▼▼▼
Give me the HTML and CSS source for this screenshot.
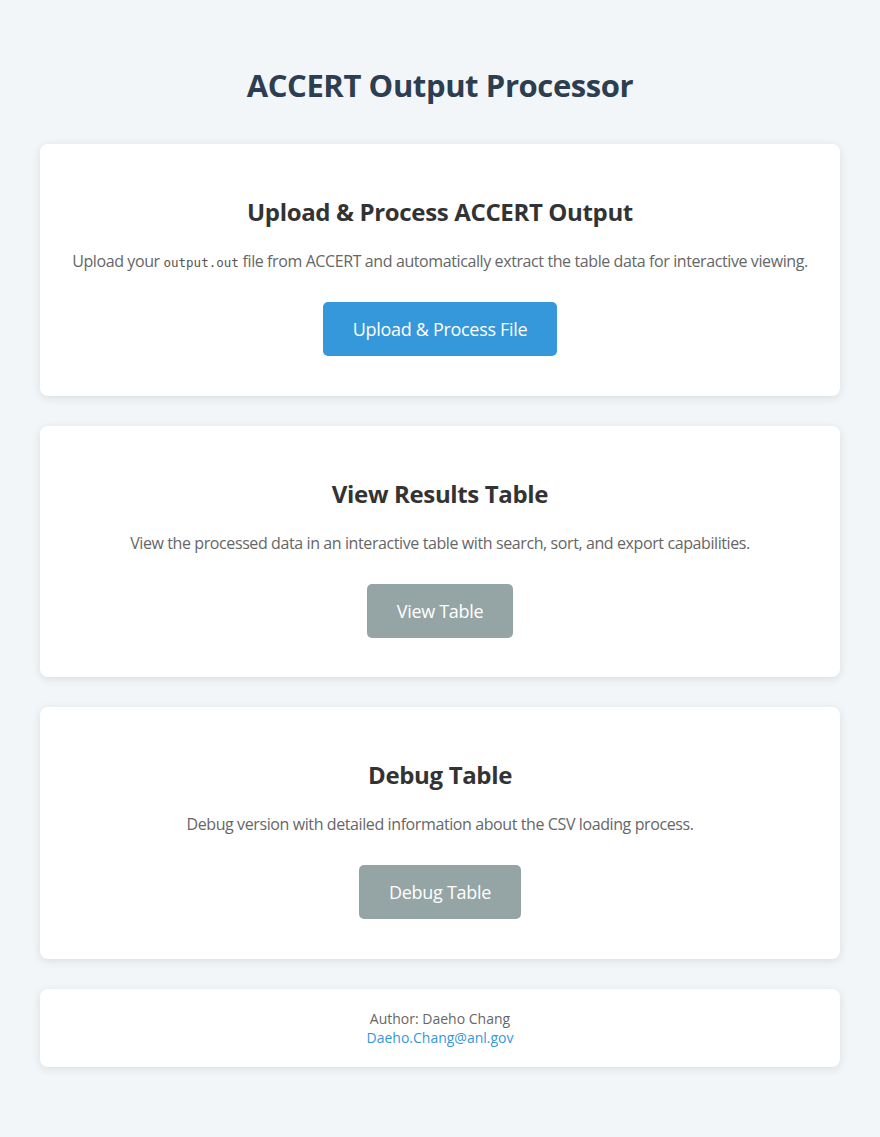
FILE: index.html
```html
<!DOCTYPE html>
<html lang="en">
<head>
<meta charset="utf-8">
<title>ACCERT Output Processor</title>
<link rel="stylesheet" href="styles.css">
</head>
<body>
<div class="container">
  <h1 class="title">ACCERT Output Processor</h1>

  <div class="card">
    <h2 class="card-title">Upload &amp; Process ACCERT Output</h2>
    <p class="card-text">Upload your <code>output.out</code> file from ACCERT and automatically extract the table data for interactive viewing.</p>
    <a class="btn btn-primary" href="#">Upload &amp; Process File</a>
  </div>

  <div class="card">
    <h2 class="card-title">View Results Table</h2>
    <p class="card-text">View the processed data in an interactive table with search, sort, and export capabilities.</p>
    <a class="btn btn-secondary" href="#">View Table</a>
  </div>

  <div class="card">
    <h2 class="card-title">Debug Table</h2>
    <p class="card-text">Debug version with detailed information about the CSV loading process.</p>
    <a class="btn btn-secondary" href="#">Debug Table</a>
  </div>

  <div class="footer">
    <div>Author: Daeho Chang</div>
    <a class="footer-link" href="#">Daeho.Chang@anl.gov</a>
  </div>
</div>
</body>
</html>
```

FILE: styles.css
```css
* { box-sizing: border-box; }

body {
  margin: 0;
  background: #f3f6f9;
  font-family: "Open Sans", "Noto Sans", sans-serif;
  color: #333;
}

.container {
  width: 800px;
  margin: 0 auto;
  padding: 40px 0 60px;
}

.title {
  margin: 23px 0 37px;
  text-align: center;
  font-size: 31px;
  font-weight: 700;
  line-height: 44px;
  color: #2c3e50;
  letter-spacing: -0.4px;
}

.card {
  background: #fff;
  border-radius: 8px;
  box-shadow: 0 2px 10px rgba(0, 0, 0, 0.1);
  padding: 52px 30px 39.67px;
  margin-bottom: 30px;
  text-align: center;
}

.card-title {
  margin: 0 0 21px;
  font-size: 24px;
  line-height: 32px;
  font-weight: 700;
  color: #333;
  letter-spacing: -0.35px;
}

.card-text {
  margin: 0 0 29px;
  font-size: 16px;
  line-height: 24px;
  color: #666;
  letter-spacing: -0.4px;
}

.card-text code {
  font-family: "DejaVu Sans Mono", "Liberation Mono", monospace;
  font-size: 12.5px;
  line-height: 0;
  color: #555;
  letter-spacing: 0;
}

.btn {
  display: inline-block;
  padding: 15px 30px;
  border-radius: 5px;
  font-size: 18px;
  line-height: 24px;
  color: #fff;
  text-decoration: none;
  letter-spacing: -0.3px;
}

.btn-primary { background: #3498db; }
.btn-secondary { background: #95a5a6; }

.footer {
  background: #fff;
  border-radius: 8px;
  box-shadow: 0 2px 10px rgba(0, 0, 0, 0.1);
  padding: 20px;
  text-align: center;
  font-size: 14px;
  line-height: 19px;
  color: #666;
}

.footer-link {
  color: #3498db;
  text-decoration: none;
}
```
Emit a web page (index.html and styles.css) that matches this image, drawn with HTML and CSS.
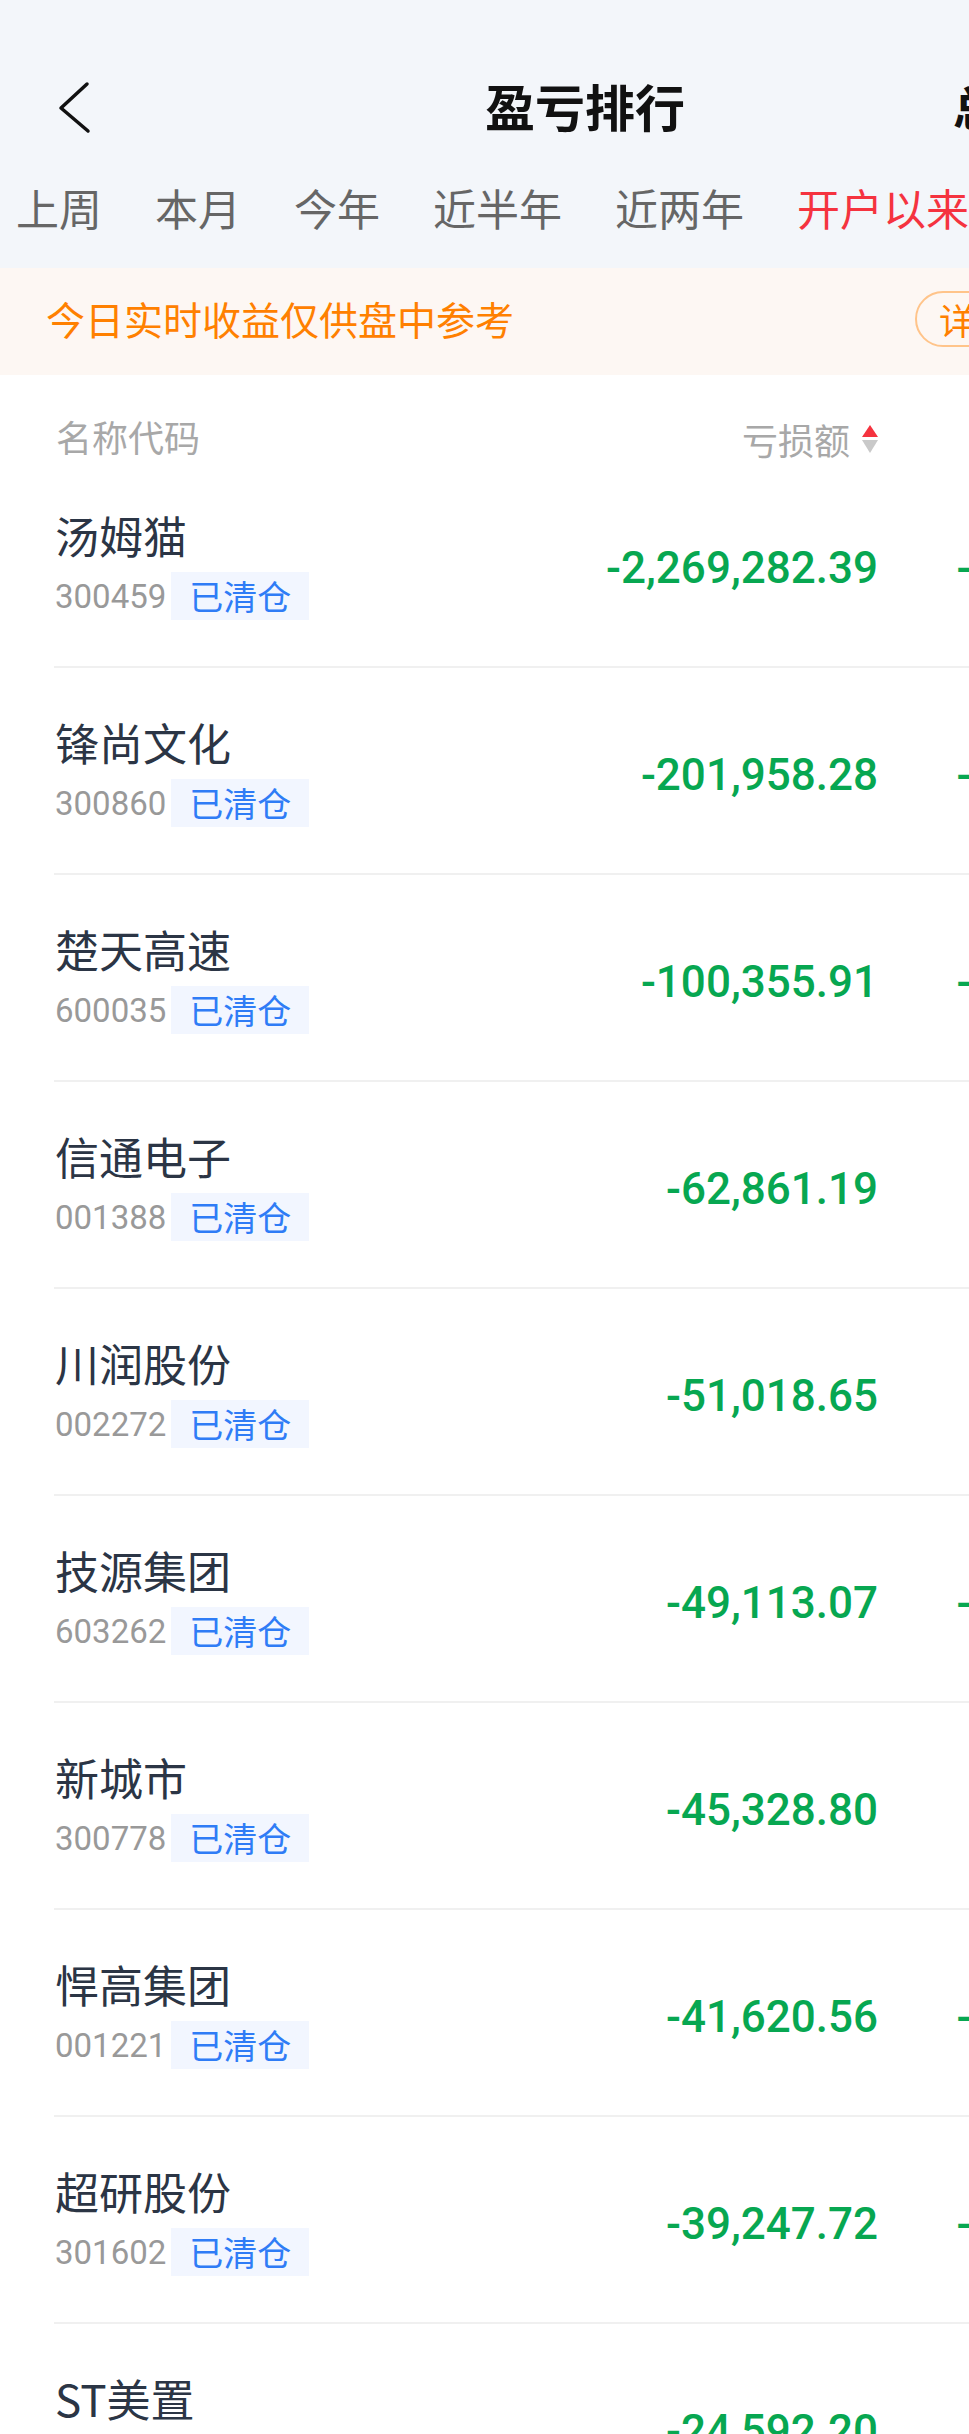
FILE: index.html
```html
<!DOCTYPE html>
<html>
<head>
  <meta charset="utf-8">
  <title>盈亏排行</title>
  <link rel="stylesheet" href="styles.css">
</head>
<body>
  <div class="viewport">
    <div class="page">
      <div class="top">
        <header class="nav">
          <a class="back" href="#">
            <svg width="34" height="54" viewBox="0 0 34 54"><path d="M29 3 L3 27 L30 50" fill="none" stroke="#111" stroke-width="3.5" stroke-linecap="round" stroke-linejoin="round"/></svg>
          </a>
          <h1 class="title">盈亏排行</h1>
          <span class="nav-right">总览</span>
        </header>
        <nav class="tabs">
          <span class="tab">上周</span>
          <span class="tab">本月</span>
          <span class="tab">今年</span>
          <span class="tab">近半年</span>
          <span class="tab">近两年</span>
          <span class="tab active">开户以来</span>
        </nav>
      </div>

      <div class="notice">
        <span class="notice-text">今日实时收益仅供盘中参考</span>
        <span class="detail-btn">详情</span>
      </div>

      <div class="list">
        <div class="list-head">
          <span class="col-name">名称代码</span>
          <span class="col-val">亏损额
            <svg class="sort" width="16" height="28" viewBox="0 0 16 28"><path d="M8 0 L16 12 L0 12 Z" fill="#f5333f"/><path d="M0 15 L16 15 L8 28 Z" fill="#c9c9c9"/></svg>
          </span>
          <span class="col-val2">收益率</span>
        </div>

        <div class="row">
          <div class="col-name"><div class="name">汤姆猫</div><div class="meta"><span class="code">300459</span><span class="tag">已清仓</span></div></div>
          <div class="col-val num">-2,269,282.39</div>
          <div class="col-val2 num">-38.72%</div>
        </div>
        <div class="row">
          <div class="col-name"><div class="name">锋尚文化</div><div class="meta"><span class="code">300860</span><span class="tag">已清仓</span></div></div>
          <div class="col-val num">-201,958.28</div>
          <div class="col-val2 num">-21.56%</div>
        </div>
        <div class="row">
          <div class="col-name"><div class="name">楚天高速</div><div class="meta"><span class="code">600035</span><span class="tag">已清仓</span></div></div>
          <div class="col-val num">-100,355.91</div>
          <div class="col-val2 num">-14.03%</div>
        </div>
        <div class="row">
          <div class="col-name"><div class="name">信通电子</div><div class="meta"><span class="code">001388</span><span class="tag">已清仓</span></div></div>
          <div class="col-val num">-62,861.19</div>
          <div class="col-val2 num">-8.47%</div>
        </div>
        <div class="row">
          <div class="col-name"><div class="name">川润股份</div><div class="meta"><span class="code">002272</span><span class="tag">已清仓</span></div></div>
          <div class="col-val num">-51,018.65</div>
          <div class="col-val2 num">-6.92%</div>
        </div>
        <div class="row">
          <div class="col-name"><div class="name">技源集团</div><div class="meta"><span class="code">603262</span><span class="tag">已清仓</span></div></div>
          <div class="col-val num">-49,113.07</div>
          <div class="col-val2 num">-12.38%</div>
        </div>
        <div class="row">
          <div class="col-name"><div class="name">新城市</div><div class="meta"><span class="code">300778</span><span class="tag">已清仓</span></div></div>
          <div class="col-val num">-45,328.80</div>
          <div class="col-val2 num">-5.14%</div>
        </div>
        <div class="row">
          <div class="col-name"><div class="name">悍高集团</div><div class="meta"><span class="code">001221</span><span class="tag">已清仓</span></div></div>
          <div class="col-val num">-41,620.56</div>
          <div class="col-val2 num">-17.65%</div>
        </div>
        <div class="row">
          <div class="col-name"><div class="name">超研股份</div><div class="meta"><span class="code">301602</span><span class="tag">已清仓</span></div></div>
          <div class="col-val num">-39,247.72</div>
          <div class="col-val2 num">-10.29%</div>
        </div>
        <div class="row">
          <div class="col-name"><div class="name">ST美置</div><div class="meta"><span class="code">000667</span><span class="tag">已清仓</span></div></div>
          <div class="col-val num">-24,592.20</div>
          <div class="col-val2 num">-3.81%</div>
        </div>
      </div>
    </div>
  </div>
</body>
</html>
```

FILE: styles.css
```css
html, body { margin: 0; padding: 0; background: #fff; }
body { font-family: "Noto Sans CJK SC", "Noto Sans", sans-serif; }

.viewport { width: 969px; overflow: hidden; }
.page { width: 1170px; }

/* top bar + period tabs */
.top { background: #f3f6fa; padding-top: 47px; padding-bottom: 17px; }
.nav { height: 116px; display: grid; grid-template-columns: 1fr auto 1fr; align-items: center; }
.back { display: flex; padding-left: 58px; margin-top: 6px; }
.title { margin: 0; font-size: 50px; font-weight: 700; color: #111; line-height: 60px; }
.nav-right { justify-self: end; padding-right: 125px; font-size: 46px; font-weight: 700; color: #111; line-height: 60px; }

.tabs { height: 88px; display: flex; align-items: center; gap: 53px; padding-left: 16px; white-space: nowrap; }
.tab { font-size: 43px; line-height: 1; color: #666; }
.tab.active { color: #f5333f; }

/* notice banner */
.notice { height: 107px; box-sizing: border-box; background: #fdf7f3; display: flex; align-items: center; justify-content: space-between; padding: 0 135px 6px 46px; }
.notice-text { font-size: 39px; color: #ff8000; line-height: 1; }
.detail-btn { height: 56px; box-sizing: border-box; border: 2px solid #ffc48a; border-radius: 28px; padding: 0 22px; font-size: 36px; line-height: 52px; color: #ff8000; }

/* list */
.list { margin-left: 54px; }
.list-head, .row { display: grid; grid-template-columns: 1fr 300px 238px; padding-right: 54px; }
.list-head { height: 86px; box-sizing: border-box; padding-top: 41px; font-size: 36px; line-height: 40px; color: #a8a8a8; }
.list-head .col-name { padding-left: 2px; }
.list-head .col-val { display: flex; align-items: center; justify-content: flex-end; gap: 12px; }
.list-head .col-val2 { text-align: right; }

.row { height: 207px; box-sizing: border-box; border-bottom: 2px solid #f0f0f0; align-items: center; }
.col-name { padding-left: 1px; }
.name { font-size: 44px; line-height: 56px; color: #2b3545; }
.meta { display: flex; align-items: center; height: 48px; margin-top: 9px; }
.code { font-family: Roboto, "Noto Sans", sans-serif; font-size: 33px; color: #999; }
.tag { margin-left: 5px; height: 48px; padding: 0 18px; background: #f2f6ff; color: #2f7cf6; font-size: 34px; line-height: 48px; }

.num { font-family: Roboto, "Noto Sans", sans-serif; font-size: 44px; font-weight: 500; color: #07a751; text-align: right; white-space: nowrap; padding-top: 9px; }
```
▲▲▲
- [Problem description] Only lines with "styles" are wanted here; list each of them.

- [The reply]
<link rel="stylesheet" href="styles.css">
FILE: styles.css
Emit a web page (index.html and styles.css) that matches this image, drawn with HTML and CSS.
  <link rel="stylesheet" href="styles.css">
FILE: styles.css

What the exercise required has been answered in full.